WHAT YOU HAVE TO DO:
Count how many lines below contain the word "screenshot", then give that number alone.

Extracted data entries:
○ ○ ○

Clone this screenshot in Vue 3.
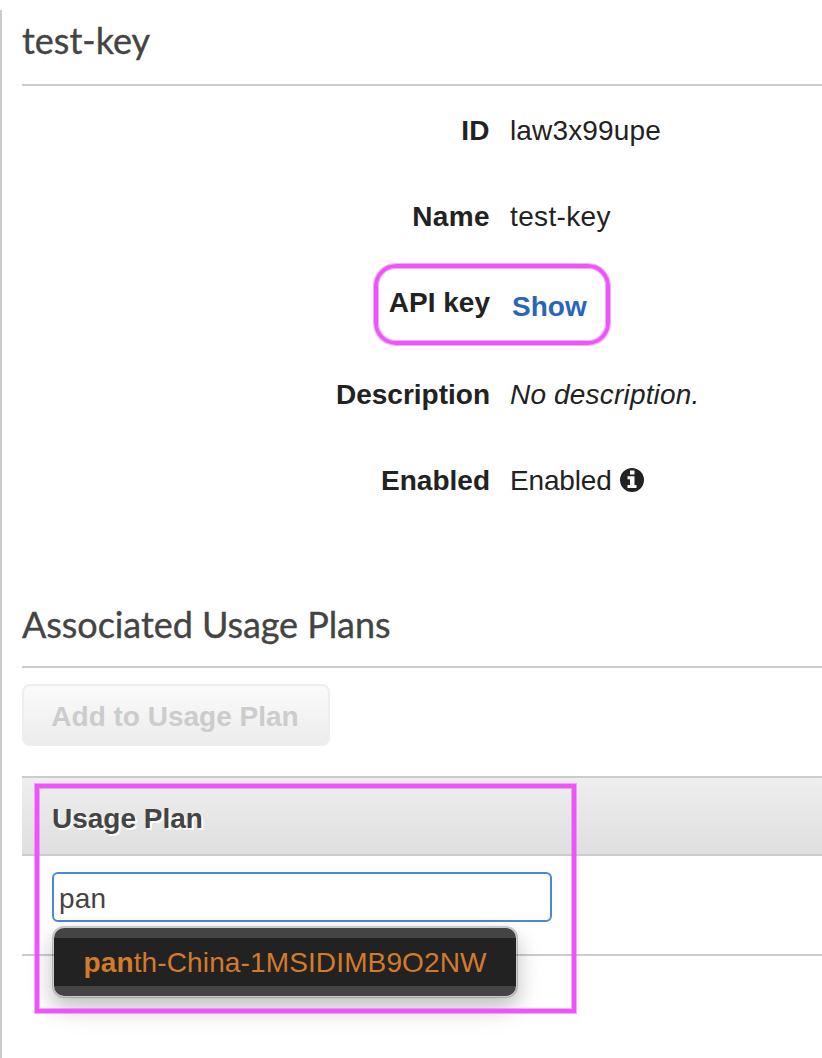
<script setup>
import { ref } from 'vue'

const details = [
  { label: 'ID', value: 'law3x99upe', kind: 'id' },
  { label: 'Name', value: 'test-key', kind: 'name' },
  { label: 'API key', value: 'Show', kind: 'secret' },
  { label: 'Description', value: 'No description.', kind: 'description' },
  { label: 'Enabled', value: 'Enabled', kind: 'enabled' },
]
const query = ref('pan')
</script>

<template>
  <main class="panel">
    <h1 class="title">test-key</h1>

    <dl class="details">
      <div v-for="row in details" :key="row.kind" class="row" :class="row.kind">
        <dt><span>{{ row.label }}</span></dt>
        <dd>
          <a v-if="row.kind === 'secret'"><span>{{ row.value }}</span></a>
          <span v-else>{{ row.value }}</span>
          <svg v-if="row.kind === 'enabled'" class="info" viewBox="0 0 24 24" width="24" height="24">
            <circle cx="12" cy="12" r="12" fill="#222" />
            <path d="M10 2.500h4.500v4H10zM7.500 8.200h7V17H16.500v3h-9v-3h2.500v-5.800H7.500z" fill="#fff" />
          </svg>
        </dd>
        <div v-if="row.kind === 'secret'" class="mark rounded"></div>
      </div>
    </dl>

    <h2 class="title plans">Associated Usage Plans</h2>
    <button class="add" disabled><span>Add to Usage Plan</span></button>

    <section class="table">
      <div class="head"><span>Usage Plan</span></div>
      <div class="cell">
        <div class="combo">
          <input v-model="query" type="text" />
          <div class="menu">
            <div class="option"><span><b>pan</b>th-China-1MSIDIMB9O2NW</span></div>
          </div>
        </div>
      </div>
      <div class="mark square"></div>
    </section>
  </main>
</template>

<style>
body {
  background: #fff;
  overflow: hidden;
}
</style>

<style scoped>
* {
  box-sizing: border-box;
}
.panel {
  margin-top: 10px;
  height: 1048px;
  border-left: 2px solid #ccc;
  padding-left: 20px;
  font: 28px/40px "Liberation Sans", Arial, sans-serif;
  color: #222;
  overflow: hidden;
}
.title {
  margin: 0;
  height: 76px;
  padding-top: 8px;
  border-bottom: 2px solid #ccc;
  font: 400 36px/44px Lato, sans-serif;
  color: #444;
  -webkit-text-stroke: 0.35px #444;
}
.plans {
  height: 74px;
  letter-spacing: -0.07px;
}
.details {
  margin: 0;
  padding-top: 25px;
  height: 508px;
}
.row {
  position: relative;
  display: grid;
  grid-template-columns: 468px 1fr;
  column-gap: 20px;
  height: 86px;
}
.row.secret {
  height: 92px;
}
dt {
  text-align: right;
  font-weight: 700;
}
.id dt,
.name dt {
  letter-spacing: 0.4px;
}
dd {
  margin: 0;
  display: flex;
  align-items: flex-start;
}
.id dd {
  letter-spacing: 0.15px;
}
.name dd {
  letter-spacing: 0.35px;
}
.description dd {
  font-style: italic;
  letter-spacing: 0.18px;
}
.enabled dd {
  letter-spacing: -0.15px;
}
.secret dd {
  padding: 4px 0 0 2px;
}
a {
  color: #2a65b8;
  font-weight: 700;
}
.info {
  margin: 7px 0 0 8px;
}
.mark {
  position: absolute;
  border: 4px solid #ee55f8;
  box-shadow: 0 0 0 1px rgba(238, 85, 248, 0.5), inset 0 0 0 1px rgba(238, 85, 248, 0.5);
  pointer-events: none;
}
.rounded {
  left: 352px;
  top: -19px;
  width: 236px;
  height: 81px;
  border-radius: 22px;
}
.add {
  display: block;
  margin: 16px 0 30px;
  width: 308px;
  height: 62px;
  padding: 4px 2px 0 0;
  border: 2px solid #eee;
  border-radius: 8px;
  background: linear-gradient(#fbfbfb, #ececec);
  color: #ccc;
  font: 700 28px/40px "Liberation Sans", Arial, sans-serif;
}
.table {
  position: relative;
}
.head {
  height: 80px;
  padding: 21px 30px;
  border: solid #ccc;
  border-width: 2px 0;
  background: linear-gradient(#eee, #dfdfdf);
  color: #444;
  font-weight: 700;
  text-shadow: 2px 2px 0 #fff;
}
.cell {
  height: 100px;
  padding: 16px 30px;
  border-bottom: 2px solid #ccc;
}
.combo {
  position: relative;
  width: 500px;
}
input {
  display: block;
  width: 100%;
  height: 50px;
  padding: 4px 5px 0;
  border: 2px solid #4888d4;
  border-radius: 6px;
  outline: 0;
  background: #fff;
  color: #444;
  font: inherit;
  letter-spacing: 0.2px;
}
.menu {
  position: absolute;
  left: 0;
  top: 54px;
  width: 466px;
  padding: 10px 0;
  border: 2px solid rgba(0, 0, 0, 0.2);
  border-radius: 12px;
  background: #444;
  background-clip: padding-box;
  box-shadow: 0 10px 20px rgba(0, 0, 0, 0.2), 0 12px 36px rgba(0, 0, 0, 0.06);
}
.option {
  height: 48px;
  padding: 1px 0 0 29.5px;
  background: #222;
  color: #d27b2c;
  line-height: 48px;
  letter-spacing: 0.13px;
  white-space: nowrap;
}
.square {
  left: 13px;
  top: 8px;
  width: 541px;
  height: 229px;
}
</style>
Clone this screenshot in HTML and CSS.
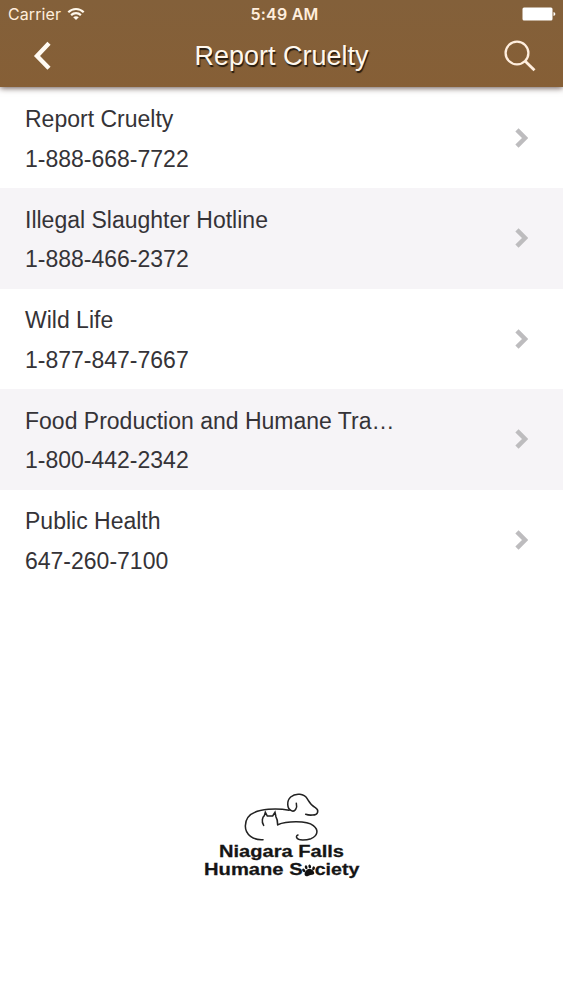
FILE: index.html
```
<!DOCTYPE html>
<html lang="en">
<head>
    <meta charset="utf-8">
    <title>Report Cruelty</title>
    <link rel="stylesheet" href="styles.css">
</head>
<body>
    <header class="header">
        <div class="status-bar">
            <div class="carrier">
                <span>Carrier</span>
                <svg class="wifi" width="18" height="14" viewBox="0 0 18 14" fill="none" stroke="#fff8ec" stroke-width="2.2">
                    <path d="M1.3 5.2C5.6 .9 12.4 .9 16.7 5.2"/>
                    <path d="M4.1 8.1C6.9 5.4 11.1 5.4 13.9 8.1"/>
                    <path d="M9 13L6.2 10.3C7.9 8.8 10.1 8.8 11.8 10.3Z" fill="#fff8ec" stroke="none"/>
                </svg>
            </div>
            <div class="time">5:49 AM</div>
            <svg class="battery" width="34" height="14" viewBox="0 0 34 14" fill="#fff">
                <rect x="0.5" y="0.5" width="30" height="13" rx="1.5"/>
                <path d="M31.5 5Q33.4 5.4 33.4 7T31.5 9Z"/>
            </svg>
        </div>
        <div class="nav-bar">
            <svg class="back" width="20" height="30" viewBox="0 0 20 30" fill="none" stroke="#fffaf2" stroke-width="4.4">
                <path d="M16 2.3L4 15L16 27.3"/>
            </svg>
            <h1>Report Cruelty</h1>
            <svg class="search" width="34" height="34" viewBox="0 0 34 34" fill="none" stroke="#ffeede" stroke-width="2.3">
                <circle cx="14" cy="14" r="11.4"/>
                <path d="M22 22L31.5 31.3" stroke-width="2.8"/>
            </svg>
        </div>
    </header>

    <ul class="list">
        <li class="item">
            <div class="info">
                <div class="name">Report Cruelty</div>
                <div class="phone">1-888-668-7722</div>
            </div>
            <svg class="arrow" viewBox="0 0 14 22"><path d="M2 2L11 11L2 20"/></svg>
        </li>
        <li class="item">
            <div class="info">
                <div class="name">Illegal Slaughter Hotline</div>
                <div class="phone">1-888-466-2372</div>
            </div>
            <svg class="arrow" viewBox="0 0 14 22"><path d="M2 2L11 11L2 20"/></svg>
        </li>
        <li class="item">
            <div class="info">
                <div class="name">Wild Life</div>
                <div class="phone">1-877-847-7667</div>
            </div>
            <svg class="arrow" viewBox="0 0 14 22"><path d="M2 2L11 11L2 20"/></svg>
        </li>
        <li class="item">
            <div class="info">
                <div class="name">Food Production and Humane Tra…</div>
                <div class="phone">1-800-442-2342</div>
            </div>
            <svg class="arrow" viewBox="0 0 14 22"><path d="M2 2L11 11L2 20"/></svg>
        </li>
        <li class="item">
            <div class="info">
                <div class="name">Public Health</div>
                <div class="phone">647-260-7100</div>
            </div>
            <svg class="arrow" viewBox="0 0 14 22"><path d="M2 2L11 11L2 20"/></svg>
        </li>
    </ul>

    <footer class="footer">
        <svg class="logo" width="180" height="110" viewBox="0 0 540 330">
            <g fill="none" stroke="#222" stroke-width="4.6" stroke-linecap="round">
                <!-- dog -->
                <path d="M219 179C190 181 166 164 166 138C166 105 195 91 235 88C262 86 282 88 297 91"/>
                <path d="M319 70C323 85 314 97 304 92C291 86 289 63 302 51C318 37 343 42 351 55C360 70 362 76 376 83C388 90 385 105 368 105C360 106 353 105 347 103"/>
                <!-- cat -->
                <path d="M221 136C213 124 218 111 223 107L226 97L232 108H248L255 97L258 111C262 117 263 124 263 134"/>
                <path d="M263 134C290 123 350 121 370 137C388 151 382 168 363 176C348 181 325 183 320 173C318 168 321 166 324 165"/>
            </g>
            <g class="logo-text">
                <text x="87" y="230" textLength="375" lengthAdjust="spacingAndGlyphs">Niagara Falls</text>
                <text x="42" y="286" textLength="296" lengthAdjust="spacingAndGlyphs">Humane S</text>
                <text x="374" y="286" textLength="134" lengthAdjust="spacingAndGlyphs">ciety</text>
            </g>
            <!-- paw -->
            <g fill="#111" transform="rotate(-12 357 273)">
                <path d="M357 267C365 267 373 276 371 283C369 289 362 285 357 286C351 287 344 289 342 283C341 276 349 267 357 267Z"/>
                <ellipse cx="342" cy="268" rx="4" ry="6" transform="rotate(-30 342 268)"/>
                <ellipse cx="351" cy="260" rx="4" ry="6"/>
                <ellipse cx="362" cy="260" rx="4" ry="6"/>
                <ellipse cx="372" cy="268" rx="4" ry="6" transform="rotate(30 372 268)"/>
            </g>
        </svg>
    </footer>
</body>
</html>
```
FILE: styles.css
```
* {
    box-sizing: border-box;
}

body {
    margin: 0;
    height: 1000px;
    background: #fff;
    font-family: "Liberation Sans", Arial, sans-serif;
    color: #353337;
    overflow: hidden;
}

.header {
    position: relative;
    height: 87px;
    background: linear-gradient(#83603a, #865f36);
    box-shadow: 0 1px 6px rgba(50, 25, 20, 0.75);
}

.status-bar {
    display: grid;
    grid-template-columns: 1fr auto 1fr;
    align-items: center;
    height: 28px;
    padding: 0 7px 0 8px;
    font-family: Inter, sans-serif;
    font-size: 16px;
    color: #ffeedd;
}

.carrier {
    display: flex;
    align-items: center;
    gap: 6px;
    letter-spacing: 0.1px;
}

.time {
    font-weight: 600;
    letter-spacing: 0.2px;
    padding-left: 5px;
}

.battery {
    justify-self: end;
}

.nav-bar {
    display: grid;
    grid-template-columns: 40px 1fr 40px;
    align-items: center;
    height: 56px;
    padding: 0 20px 0 33px;
}

h1 {
    margin: 0;
    padding-right: 13px;
    text-align: center;
    font-size: 27px;
    font-weight: normal;
    color: #fff8ee;
    text-shadow: 1px 2px 1px rgba(0, 0, 0, 0.75);
}

.list {
    list-style: none;
    margin: 0;
    padding: 0.5px 0 0;
}

.item {
    display: flex;
    align-items: center;
    justify-content: space-between;
    height: 100.5px;
    padding: 0 35px 0 25px;
}

.item:nth-child(even) {
    background: #f6f4f7;
}

.info {
    font-size: 23px;
    line-height: 39.5px;
    padding-top: 4px;
}

.arrow {
    width: 13px;
    height: 20px;
    fill: none;
    stroke: #bdbcbe;
    stroke-width: 5;
}

.footer {
    padding: 190px 0 0 190px;
}

.logo {
    display: block;
}

.logo-text {
    font-size: 52px;
    font-weight: bold;
    fill: #151515;
    stroke: #151515;
    stroke-width: 0.8px;
}
```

○ ○ ○

SOLUTION TO THIS TASK:
2